### [Exercise prompt]
Output the material word for word. Leave each picture out.

* * * * * * * * *

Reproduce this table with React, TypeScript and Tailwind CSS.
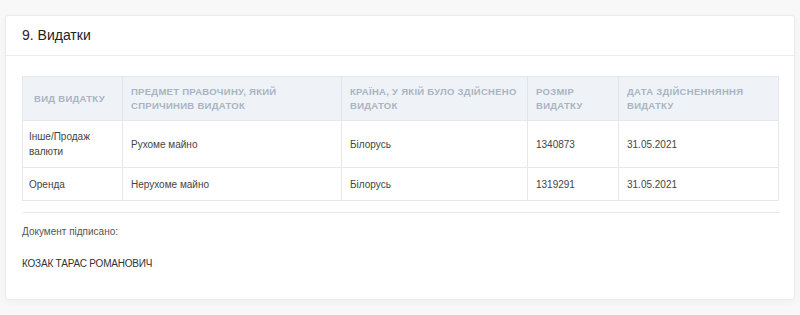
const rows = [
  { kind: "Інше/Продаж валюти", subject: "Рухоме майно", country: "Білорусь", amount: "1340873", date: "31.05.2021", tall: true },
  { kind: "Оренда", subject: "Нерухоме майно", country: "Білорусь", amount: "1319291", date: "31.05.2021", tall: false },
];

const headers = [
  "Вид видатку",
  "Предмет правочину, який спричинив видаток",
  "Країна, у якій було здійснено видаток",
  "Розмір видатку",
  "Дата здійсненняння видатку",
];

export default function App() {
  return (
    <div className="w-[800px] h-[315px] bg-[#f8f8f9] pt-[15px] px-[5px] font-['Liberation_Sans',Arial,sans-serif]">
      <div className="bg-white border border-[#ececec] rounded-[3px] shadow-[0_2px_6px_rgba(0,0,0,0.04)] h-[285px]">
        {/* Section title */}
        <div className="h-[40px] border-b border-[#ececec] flex items-center px-4">
          <h2 className="text-[14px] text-[#222]">9. Видатки</h2>
        </div>

        <div className="px-4 pt-5">
          <table className="w-[757px] table-fixed border border-[#e4e8ec] border-collapse text-[10px]">
            <colgroup>
              <col className="w-[100px]" />
              <col className="w-[219px]" />
              <col className="w-[186px]" />
              <col className="w-[91px]" />
              <col />
            </colgroup>
            <thead>
              <tr className="bg-[#eff3f7] h-[44px]">
                {headers.map((h, i) => (
                  <th
                    key={i}
                    className={`text-left align-middle font-bold uppercase text-[9.5px] tracking-[0.03em] text-[#a9b4c1] leading-[14px] border-r border-[#e0e5ea] last:border-r-0 ${
                      i === 0 ? "pl-[11px] pr-2" : "px-2"
                    } ${i === 1 ? "pr-10" : ""}`}
                  >
                    {h}
                  </th>
                ))}
              </tr>
            </thead>
            <tbody className="text-[#444]">
              {rows.map((r, i) => (
                <tr key={i} className={`${r.tall ? "h-[47px]" : "h-[33px]"} border-t border-[#e4e8ec]`}>
                  <td className="pl-[6px] pr-6 leading-[15px] border-r border-[#e4e8ec]">{r.kind}</td>
                  <td className="px-2 border-r border-[#e4e8ec]">{r.subject}</td>
                  <td className="px-2 border-r border-[#e4e8ec]">{r.country}</td>
                  <td className="px-2 border-r border-[#e4e8ec]">{r.amount}</td>
                  <td className="px-2">{r.date}</td>
                </tr>
              ))}
            </tbody>
          </table>

          <div className="mt-[11px] w-[758px] border-t border-[#e8e8e8] pt-[11px] text-[10px]">
            <p className="text-[#555]">Документ підписано:</p>
            <p className="mt-[17px] text-[#333] tracking-[-0.02em]">КОЗАК ТАРАС РОМАНОВИЧ</p>
          </div>
        </div>
      </div>
    </div>
  );
}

* * * * * * * * *

### [Exercise result]
Reproduce this table with React, TypeScript and Tailwind CSS.
const rows = [
  { kind: "Інше/Продаж валюти", subject: "Рухоме майно", country: "Білорусь", amount: "1340873", date: "31.05.2021", tall: true },
  { kind: "Оренда", subject: "Нерухоме майно", country: "Білорусь", amount: "1319291", date: "31.05.2021", tall: false },
];

const headers = [
  "Вид видатку",
  "Предмет правочину, який спричинив видаток",
  "Країна, у якій було здійснено видаток",
  "Розмір видатку",
  "Дата здійсненняння видатку",
];

export default function App() {
  return (
    <div className="w-[800px] h-[315px] bg-[#f8f8f9] pt-[15px] px-[5px] font-['Liberation_Sans',Arial,sans-serif]">
      <div className="bg-white border border-[#ececec] rounded-[3px] shadow-[0_2px_6px_rgba(0,0,0,0.04)] h-[285px]">
        {/* Section title */}
        <div className="h-[40px] border-b border-[#ececec] flex items-center px-4">
          <h2 className="text-[14px] text-[#222]">9. Видатки</h2>
        </div>

        <div className="px-4 pt-5">
          <table className="w-[757px] table-fixed border border-[#e4e8ec] border-collapse text-[10px]">
            <colgroup>
              <col className="w-[100px]" />
              <col className="w-[219px]" />
              <col className="w-[186px]" />
              <col className="w-[91px]" />
              <col />
            </colgroup>
            <thead>
              <tr className="bg-[#eff3f7] h-[44px]">
                {headers.map((h, i) => (
                  <th
                    key={i}
                    className={`text-left align-middle font-bold uppercase text-[9.5px] tracking-[0.03em] text-[#a9b4c1] leading-[14px] border-r border-[#e0e5ea] last:border-r-0 ${
                      i === 0 ? "pl-[11px] pr-2" : "px-2"
                    } ${i === 1 ? "pr-10" : ""}`}
                  >
                    {h}
                  </th>
                ))}
              </tr>
            </thead>
            <tbody className="text-[#444]">
              {rows.map((r, i) => (
                <tr key={i} className={`${r.tall ? "h-[47px]" : "h-[33px]"} border-t border-[#e4e8ec]`}>
                  <td className="pl-[6px] pr-6 leading-[15px] border-r border-[#e4e8ec]">{r.kind}</td>
                  <td className="px-2 border-r border-[#e4e8ec]">{r.subject}</td>
                  <td className="px-2 border-r border-[#e4e8ec]">{r.country}</td>
                  <td className="px-2 border-r border-[#e4e8ec]">{r.amount}</td>
                  <td className="px-2">{r.date}</td>
                </tr>
              ))}
            </tbody>
          </table>

          <div className="mt-[11px] w-[758px] border-t border-[#e8e8e8] pt-[11px] text-[10px]">
            <p className="text-[#555]">Документ підписано:</p>
            <p className="mt-[17px] text-[#333] tracking-[-0.02em]">КОЗАК ТАРАС РОМАНОВИЧ</p>
          </div>
        </div>
      </div>
    </div>
  );
}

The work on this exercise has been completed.